Loran Bartels, professor of international law at the University of Cambridge, took a more cautious view.
He said the agreement states that quantitative restrictions on imports and measures having an equivalent effect are prohibited between the EU and Israel.
In his view, this applies not only to products eligible for preferential treatment, but to all goods physically coming from Israel into the EU.
The practical distinction between Israeli and settlement goods remains contentious. As Omer-Man notes, products from both Israel and the settlements in the West Bank and Golan Heights are exported through Israeli ports and handled by Israeli authorities, thus physically departing from Israel proper.
Bartels argues that the EU already differentiates settlement products by excluding them from preferential tariffs and requiring specific origin labels.
An import ban, he said, would represent “a qualitatively different measure”, as it would go beyond restricting trade preferences and instead prohibit such goods from entering the EU market altogether.

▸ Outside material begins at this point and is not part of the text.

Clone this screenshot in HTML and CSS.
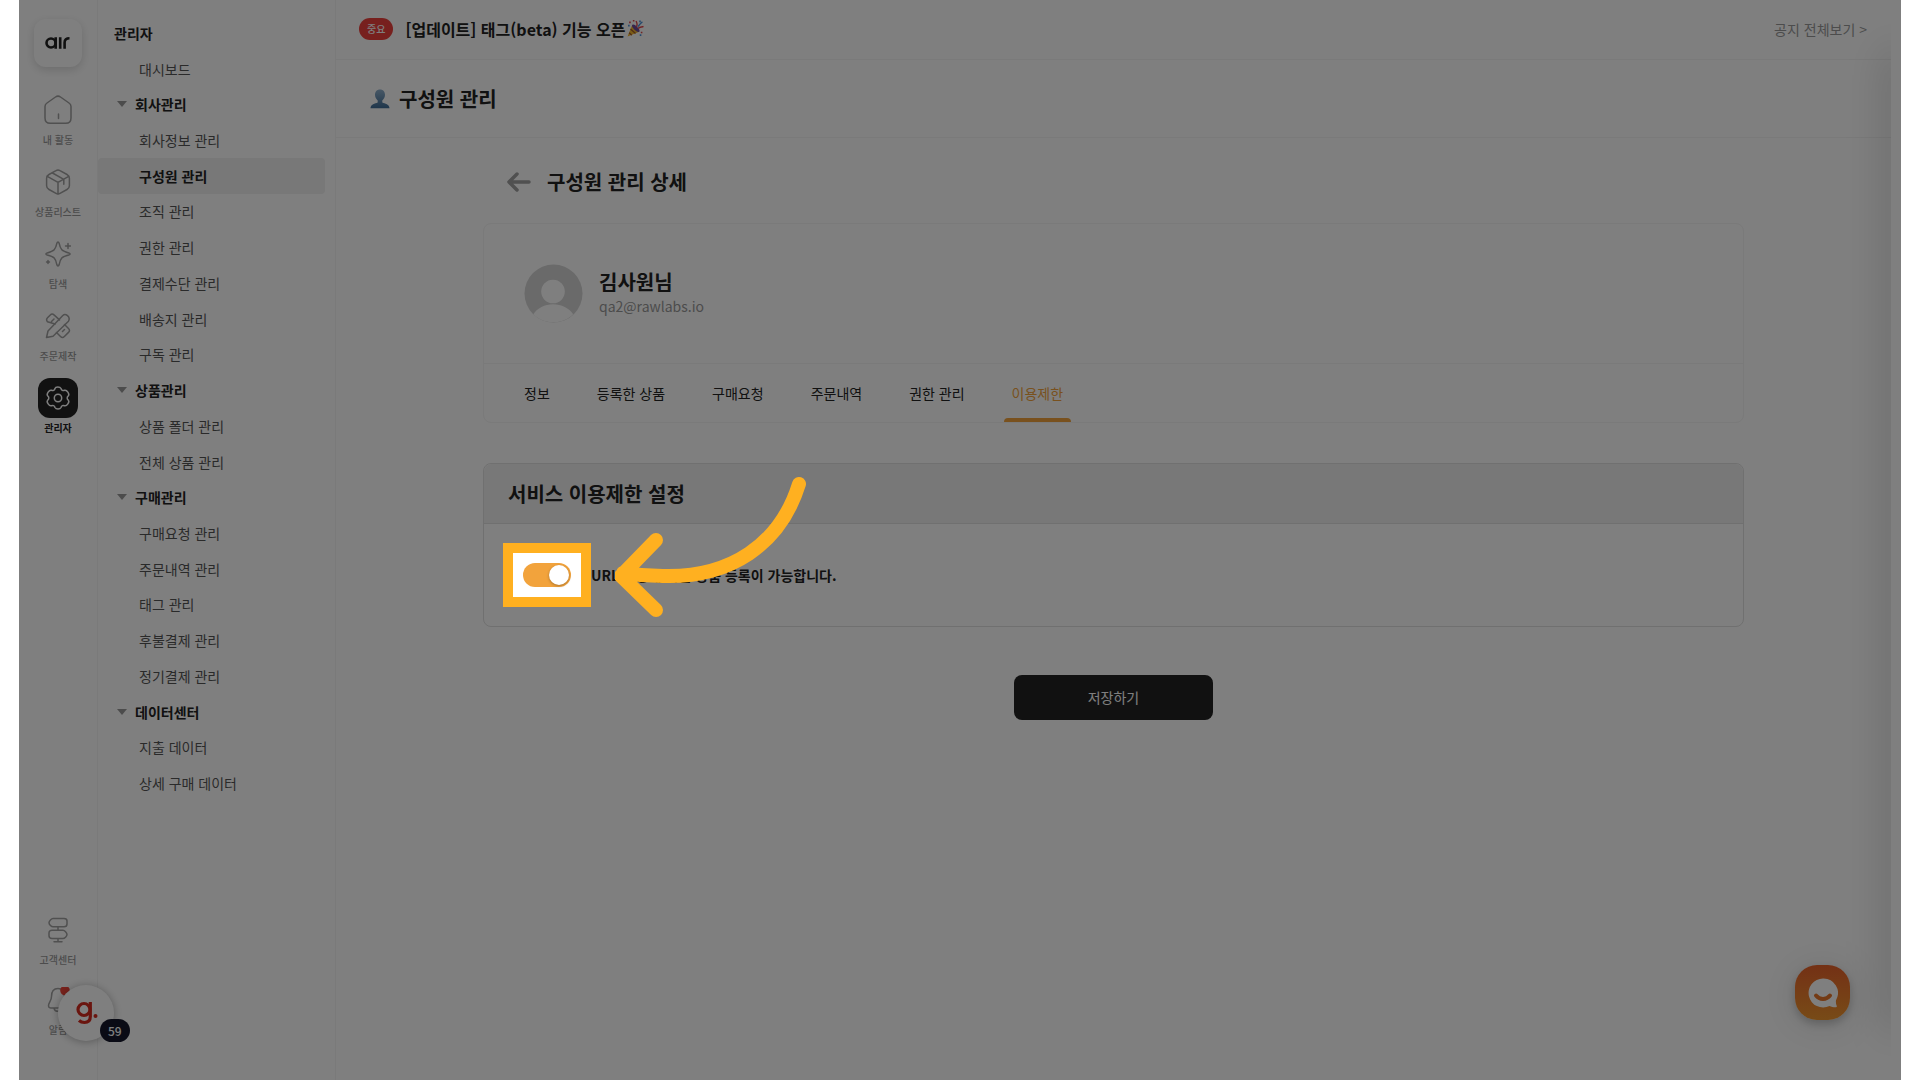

Schaeffer Omer-Man, however, reaches a different conclusion. She argues that the EU’s current approach places it in a “compromised situation” that is difficult to reconcile with international law. She also notes that Israel has long opposed any distinction between Israeli and settlement goods, which it sees as “an affront” and contrary to its interests.
The question of whether the EU could take stronger measures also raises the issue of economic leverage.
Michael Lynk, former UN Special Rapporteur on human rights in the Palestinian territories and associate professor of law at Western University in Canada, argues that the EU has more leverage than is often assumed.
“The EU is Israel’s largest trading partner,” he said, noting that bilateral trade exceeds €43 billion a year and accounts for around a third of Israel’s global trade.
By contrast, trade with Israel represents less than 1% of the EU’s external trade. As Lynk puts it: “This trading relationship is far more important to Israel than it is to the EU.”